FORMER child residents at the Mangrove Yoga Ashram have given evidence that they were drugged, beaten and raped by the spiritual leader, Swami Akhandananda.

Practices at the NSW Central Coast retreat during the 70s and 80s are being examined by the Royal Commission into Institutional Responses to Child Sexual Abuse. Henry Sztulman, a GP who lived at the ashram for 10 years, denied allegations by witnesses that he prescribed morphine regularly for minor ailments like an infected toe. “Absolutely not,” Dr Sztulman said. Dr Sztulman denied administering morphine at the ashram except on two occasions when people were in excruciating pain – once to a swami who had been poisoned by a stone fish. Dr Sztulman said he slowly came to accept there had been abuse at the ashram although he never saw any “overt behaviour” indicating abuse of the children. He denied witnessing public beatings of adults and children. “I didn’t actually see it, but one of the guys … said something happened and Swami Akhandananda slapped his face,” he said. In 2002 The Medical Tribunal of NSW prohibited Dr Sztulman from prescribing addictive pain killers.
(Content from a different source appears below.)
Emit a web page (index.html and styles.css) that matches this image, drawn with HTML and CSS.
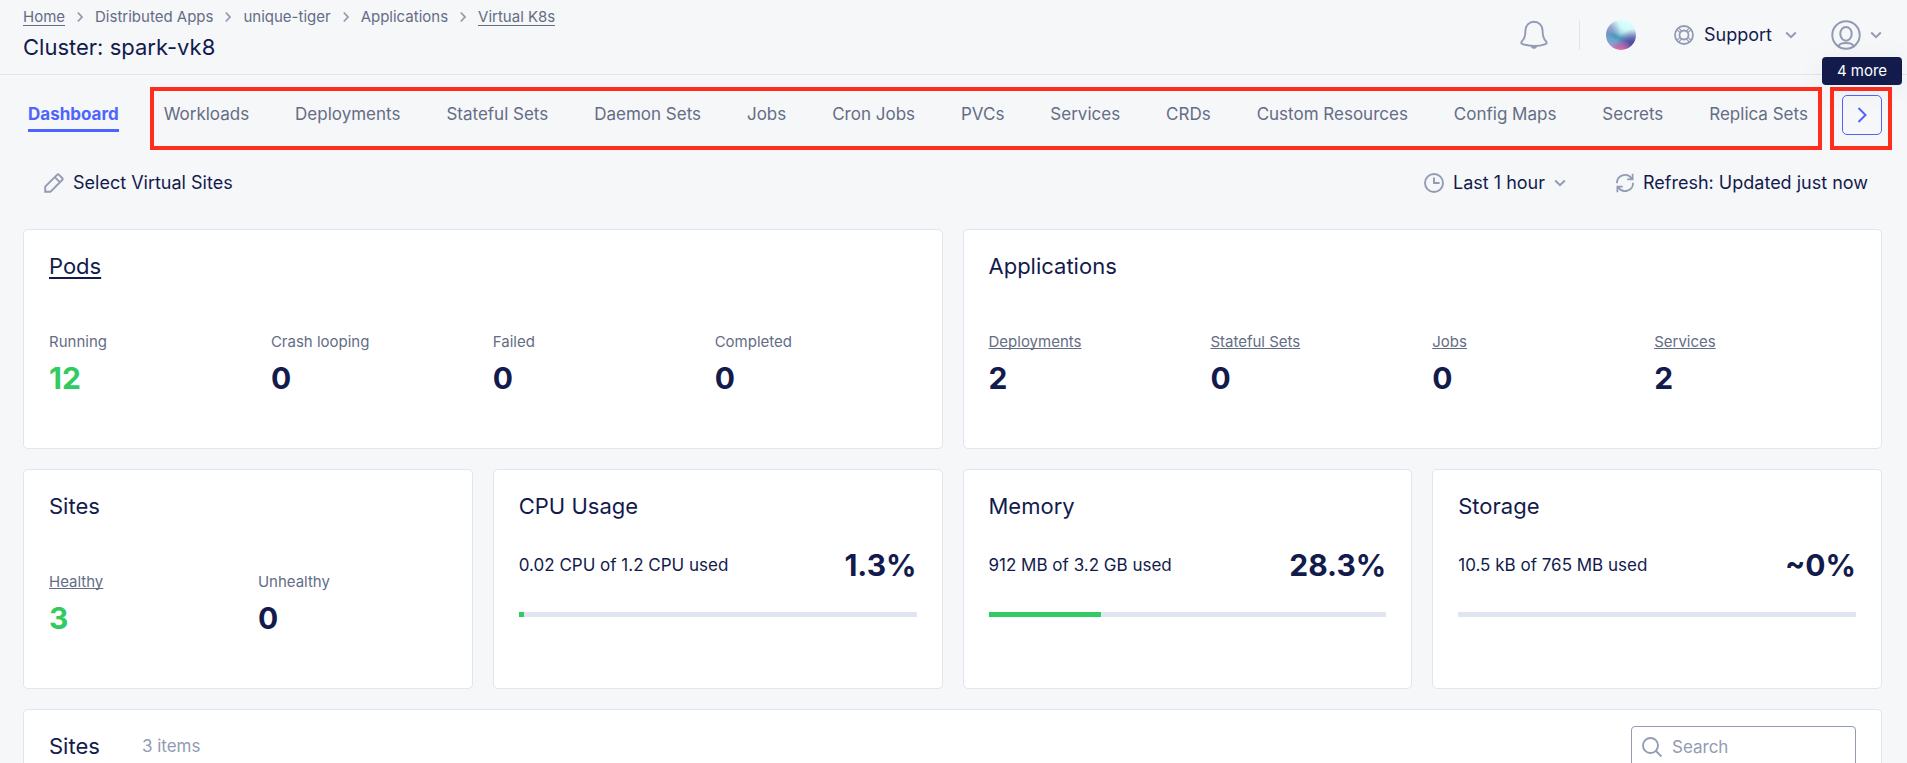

Dr Sztulman said the drug the medical tribunal reprimand him over was codeine phosphate drugs and never “morphine by injection”. The tribunal report, based on complaints made in 1997, noted that “Dr Sztulman presents as a rather unworldly, naive practitioner”. It said “his insulation from general practice whilst at the ashram contributed to his limited understanding of the issues of manipulative drug addicted patients”. The report also said Dr Sztulman was counselled over inappropriate prescription of narcotic drugs in 1995. Dr Sztulman supported Akhandananda when he was tried in 1989 for sex offences against four girls. The hearing continues before Commissioner Jennifer Coate.